John Donald Huntley was born on 5 July 1889, in Blackwood Bay, Queen Charlotte Sound, the sixth child of Charles Huntley and Elizabeth O’Donnell**, and mokopuna of George O’Donnell** and Takaroa Makutu.
At 25 years old he was working as a labourer in Queen Charlotte Sounds when he enlisted with the New Zealand Expeditionary Force (NZEF) in December 1914.
John spent three months training in Aotearoa, New Zealand before departing Wellington aboard the Maunganui on 14 February 1915. After six weeks at sea, John and his fellow soldiers disembarked at Suez in Egypt. John served in Egypt and Gallipoli in 1915 and 1916, before being posted to France on 6 April 1916. He spent the remainder of his service in Europe.

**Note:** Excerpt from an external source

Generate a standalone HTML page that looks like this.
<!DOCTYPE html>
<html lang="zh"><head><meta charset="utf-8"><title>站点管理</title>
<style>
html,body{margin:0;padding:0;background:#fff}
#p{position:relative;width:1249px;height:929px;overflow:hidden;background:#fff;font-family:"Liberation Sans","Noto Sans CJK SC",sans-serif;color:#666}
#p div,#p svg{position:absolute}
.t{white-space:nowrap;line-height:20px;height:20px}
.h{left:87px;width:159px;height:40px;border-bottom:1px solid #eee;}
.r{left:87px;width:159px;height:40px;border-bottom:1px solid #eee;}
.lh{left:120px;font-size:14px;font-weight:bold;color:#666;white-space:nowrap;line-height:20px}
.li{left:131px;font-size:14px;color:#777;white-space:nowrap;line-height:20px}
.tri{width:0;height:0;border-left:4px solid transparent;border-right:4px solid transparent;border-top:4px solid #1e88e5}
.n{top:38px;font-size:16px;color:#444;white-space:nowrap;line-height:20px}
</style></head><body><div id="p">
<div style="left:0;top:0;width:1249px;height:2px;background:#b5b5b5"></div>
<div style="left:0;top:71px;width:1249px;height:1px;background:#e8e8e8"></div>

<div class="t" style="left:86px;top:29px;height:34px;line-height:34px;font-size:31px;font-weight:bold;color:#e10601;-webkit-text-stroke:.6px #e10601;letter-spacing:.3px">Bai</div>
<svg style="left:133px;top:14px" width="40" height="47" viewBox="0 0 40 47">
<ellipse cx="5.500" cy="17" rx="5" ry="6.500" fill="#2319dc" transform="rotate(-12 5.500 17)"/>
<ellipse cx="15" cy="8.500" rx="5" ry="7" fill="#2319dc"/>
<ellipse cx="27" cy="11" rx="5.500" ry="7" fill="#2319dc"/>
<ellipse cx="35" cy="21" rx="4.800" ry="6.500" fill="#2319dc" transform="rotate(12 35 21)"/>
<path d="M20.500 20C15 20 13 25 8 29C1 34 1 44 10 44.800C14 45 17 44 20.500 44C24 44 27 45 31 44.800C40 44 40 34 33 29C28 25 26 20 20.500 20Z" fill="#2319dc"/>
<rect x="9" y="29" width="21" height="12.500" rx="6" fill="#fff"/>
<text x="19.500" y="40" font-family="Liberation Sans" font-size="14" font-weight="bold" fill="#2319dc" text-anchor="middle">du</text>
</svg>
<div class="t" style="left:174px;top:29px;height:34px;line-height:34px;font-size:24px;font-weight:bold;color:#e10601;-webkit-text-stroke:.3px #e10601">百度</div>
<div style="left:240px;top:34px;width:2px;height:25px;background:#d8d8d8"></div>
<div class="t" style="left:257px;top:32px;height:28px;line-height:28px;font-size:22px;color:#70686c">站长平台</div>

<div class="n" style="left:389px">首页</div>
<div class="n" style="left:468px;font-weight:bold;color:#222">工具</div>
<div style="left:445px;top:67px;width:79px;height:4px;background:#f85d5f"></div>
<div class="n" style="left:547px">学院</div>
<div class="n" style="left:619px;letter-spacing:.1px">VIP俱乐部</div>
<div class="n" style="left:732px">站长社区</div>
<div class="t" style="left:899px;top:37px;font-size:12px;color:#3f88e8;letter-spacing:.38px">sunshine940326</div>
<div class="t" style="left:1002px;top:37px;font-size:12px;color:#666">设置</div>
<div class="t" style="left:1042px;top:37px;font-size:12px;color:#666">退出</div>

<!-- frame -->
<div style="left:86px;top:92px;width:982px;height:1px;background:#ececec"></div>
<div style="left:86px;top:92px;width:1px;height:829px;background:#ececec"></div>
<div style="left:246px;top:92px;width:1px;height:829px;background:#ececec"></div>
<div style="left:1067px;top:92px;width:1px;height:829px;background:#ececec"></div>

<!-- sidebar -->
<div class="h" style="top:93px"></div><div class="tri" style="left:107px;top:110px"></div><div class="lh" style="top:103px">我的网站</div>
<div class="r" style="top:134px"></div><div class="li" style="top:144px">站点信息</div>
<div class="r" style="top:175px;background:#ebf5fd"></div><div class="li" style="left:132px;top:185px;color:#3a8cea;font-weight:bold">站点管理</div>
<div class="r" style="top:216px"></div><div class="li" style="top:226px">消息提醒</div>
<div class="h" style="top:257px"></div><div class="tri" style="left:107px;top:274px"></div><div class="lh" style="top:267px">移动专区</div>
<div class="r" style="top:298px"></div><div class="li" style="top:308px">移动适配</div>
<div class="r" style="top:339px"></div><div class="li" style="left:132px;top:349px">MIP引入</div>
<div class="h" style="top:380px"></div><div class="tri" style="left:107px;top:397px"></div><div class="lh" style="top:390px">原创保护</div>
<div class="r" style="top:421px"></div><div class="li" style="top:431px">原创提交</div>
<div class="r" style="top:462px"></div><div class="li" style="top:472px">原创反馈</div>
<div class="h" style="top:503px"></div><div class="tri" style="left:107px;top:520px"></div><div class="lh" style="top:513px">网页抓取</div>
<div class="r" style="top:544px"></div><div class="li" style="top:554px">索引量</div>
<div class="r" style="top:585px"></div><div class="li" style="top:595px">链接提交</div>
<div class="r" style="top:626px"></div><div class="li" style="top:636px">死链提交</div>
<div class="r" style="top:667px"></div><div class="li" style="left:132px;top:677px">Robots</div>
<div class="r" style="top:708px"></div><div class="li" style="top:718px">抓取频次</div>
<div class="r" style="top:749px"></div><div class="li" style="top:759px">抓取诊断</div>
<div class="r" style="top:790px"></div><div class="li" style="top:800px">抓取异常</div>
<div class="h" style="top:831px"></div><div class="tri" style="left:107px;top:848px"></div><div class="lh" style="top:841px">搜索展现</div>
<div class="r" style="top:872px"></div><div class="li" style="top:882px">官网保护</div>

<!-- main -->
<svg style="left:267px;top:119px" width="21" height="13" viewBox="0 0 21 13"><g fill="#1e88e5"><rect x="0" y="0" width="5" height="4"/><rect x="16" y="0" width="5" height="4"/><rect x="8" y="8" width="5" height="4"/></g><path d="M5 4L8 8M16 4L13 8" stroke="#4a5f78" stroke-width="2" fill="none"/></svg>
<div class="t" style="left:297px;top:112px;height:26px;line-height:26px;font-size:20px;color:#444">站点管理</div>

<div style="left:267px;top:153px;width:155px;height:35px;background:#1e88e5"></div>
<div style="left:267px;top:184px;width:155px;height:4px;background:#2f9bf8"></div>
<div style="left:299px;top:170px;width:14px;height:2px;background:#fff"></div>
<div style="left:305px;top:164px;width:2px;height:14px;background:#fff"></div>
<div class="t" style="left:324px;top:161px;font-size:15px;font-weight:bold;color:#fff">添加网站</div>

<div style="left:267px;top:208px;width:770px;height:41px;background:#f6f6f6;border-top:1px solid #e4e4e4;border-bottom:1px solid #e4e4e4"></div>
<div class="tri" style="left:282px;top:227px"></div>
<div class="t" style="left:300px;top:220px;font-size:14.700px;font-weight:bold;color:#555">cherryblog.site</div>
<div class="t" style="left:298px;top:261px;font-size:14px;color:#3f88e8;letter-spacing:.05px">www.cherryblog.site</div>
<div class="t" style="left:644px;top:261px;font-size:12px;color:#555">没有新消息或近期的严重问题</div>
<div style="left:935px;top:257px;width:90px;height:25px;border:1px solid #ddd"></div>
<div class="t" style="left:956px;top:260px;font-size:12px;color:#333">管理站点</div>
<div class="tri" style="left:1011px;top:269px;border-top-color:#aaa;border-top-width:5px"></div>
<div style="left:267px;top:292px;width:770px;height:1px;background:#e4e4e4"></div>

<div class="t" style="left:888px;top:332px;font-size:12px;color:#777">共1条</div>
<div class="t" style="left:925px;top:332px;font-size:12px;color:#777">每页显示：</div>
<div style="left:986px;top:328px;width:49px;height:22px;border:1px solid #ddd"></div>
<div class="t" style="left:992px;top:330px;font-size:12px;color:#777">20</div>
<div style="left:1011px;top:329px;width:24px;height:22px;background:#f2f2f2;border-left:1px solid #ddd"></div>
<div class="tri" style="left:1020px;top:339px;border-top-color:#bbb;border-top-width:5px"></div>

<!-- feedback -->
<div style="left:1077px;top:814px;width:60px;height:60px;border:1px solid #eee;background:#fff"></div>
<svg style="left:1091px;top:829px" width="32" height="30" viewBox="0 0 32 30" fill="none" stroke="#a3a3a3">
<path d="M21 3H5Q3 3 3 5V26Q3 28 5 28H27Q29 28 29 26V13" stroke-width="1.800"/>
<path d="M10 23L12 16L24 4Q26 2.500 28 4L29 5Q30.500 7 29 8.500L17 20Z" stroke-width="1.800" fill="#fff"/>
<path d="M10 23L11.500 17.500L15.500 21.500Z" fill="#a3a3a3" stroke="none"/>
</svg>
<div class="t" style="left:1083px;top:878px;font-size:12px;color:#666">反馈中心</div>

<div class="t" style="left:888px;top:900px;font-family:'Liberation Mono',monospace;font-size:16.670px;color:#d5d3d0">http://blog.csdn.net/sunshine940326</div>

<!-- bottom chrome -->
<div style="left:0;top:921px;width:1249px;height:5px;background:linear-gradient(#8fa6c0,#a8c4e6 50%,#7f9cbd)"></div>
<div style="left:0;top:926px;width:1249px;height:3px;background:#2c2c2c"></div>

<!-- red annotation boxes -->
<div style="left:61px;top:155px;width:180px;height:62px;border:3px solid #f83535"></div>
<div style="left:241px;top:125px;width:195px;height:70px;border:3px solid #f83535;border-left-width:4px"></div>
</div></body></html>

The Marlborough Express reported that John sent a package to his brother-in-law in Picton, Sir Charles Stuart-Forbes. The valuable parcel reportedly contained a collection of souvenirs from the Gallipoli Campaign, including a Rotherham & Sons watch retrieved from a Turkish soldier, assorted imperial and overseas regimental badges, various buttons gleaned from enemy uniforms, as well as a host of nick-nacks, ‘each and every one with a history worth telling’.

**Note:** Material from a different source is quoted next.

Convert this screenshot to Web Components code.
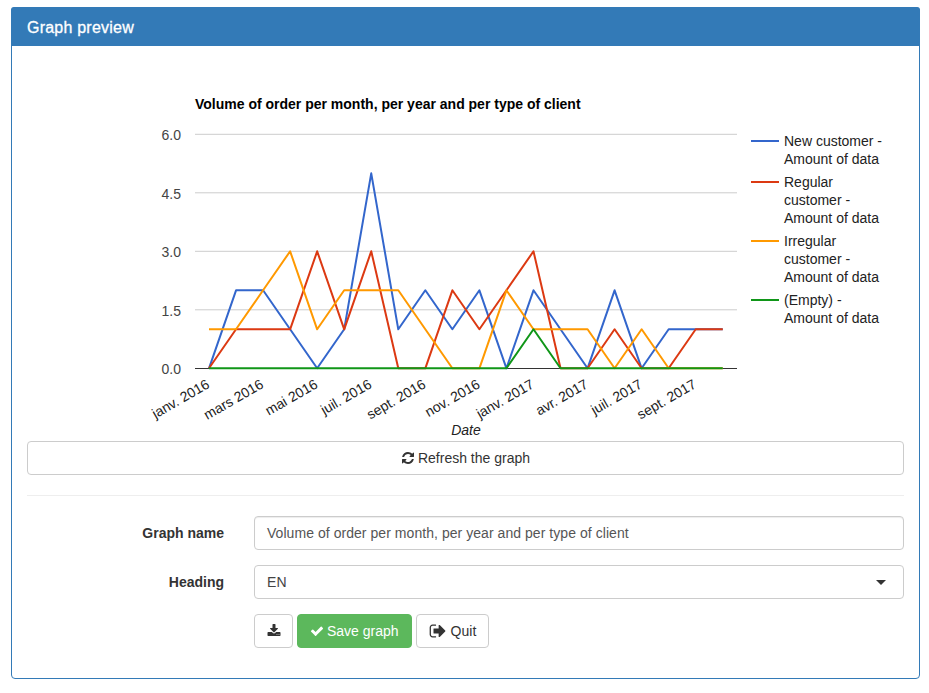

In the same story the Express also noted that John ‘...went all through the offensive at Anzac without receiving a scratch. His health also stood the severe test, and, during the whole of the campaign, the only spell he had was a fortnight on Lemnos Island. According to a recent letter received from Trooper Huntley, from Egypt, he was anxiously awaiting the next move against the enemy’.
‘Māori camp at No.1 Outpost’, Sgt. J Reid photograph, Harry Browne Collection, album 508, p.04, P2000-058, Hocken Collections, Uare Raoka o Hakena, University of Otago.
After hostilities ceased, John convalesced at Hornchurch Hospital, near London. At the end of January 1919, John reportedly broke out of the hospital by ‘jumping east gate’. Although forced to forfeit four days’ pay for absconding, John remained undeterred, performing the same trick ten days later and once again being forced to forfeit four days’ pay.
John left Portsmouth heading for home aboard the Raranga, on 11 March 1919, and was officially discharged from service on 28 May 1919. In all, he had spent more than four years overseas.
John, like many soldiers who returned from war, did not go on to have children – descendants who would remember, share and pass on whānau stories to future generations. It is through research and the seeking out of memories – precious taonga gifted from whānau members – that have enabled us to capture these stories that honour the sacrifices these tīpuna made.
John Donald Huntley died in Mahakipawa, on 22 June 1945 and he is buried in Picton Cemetery.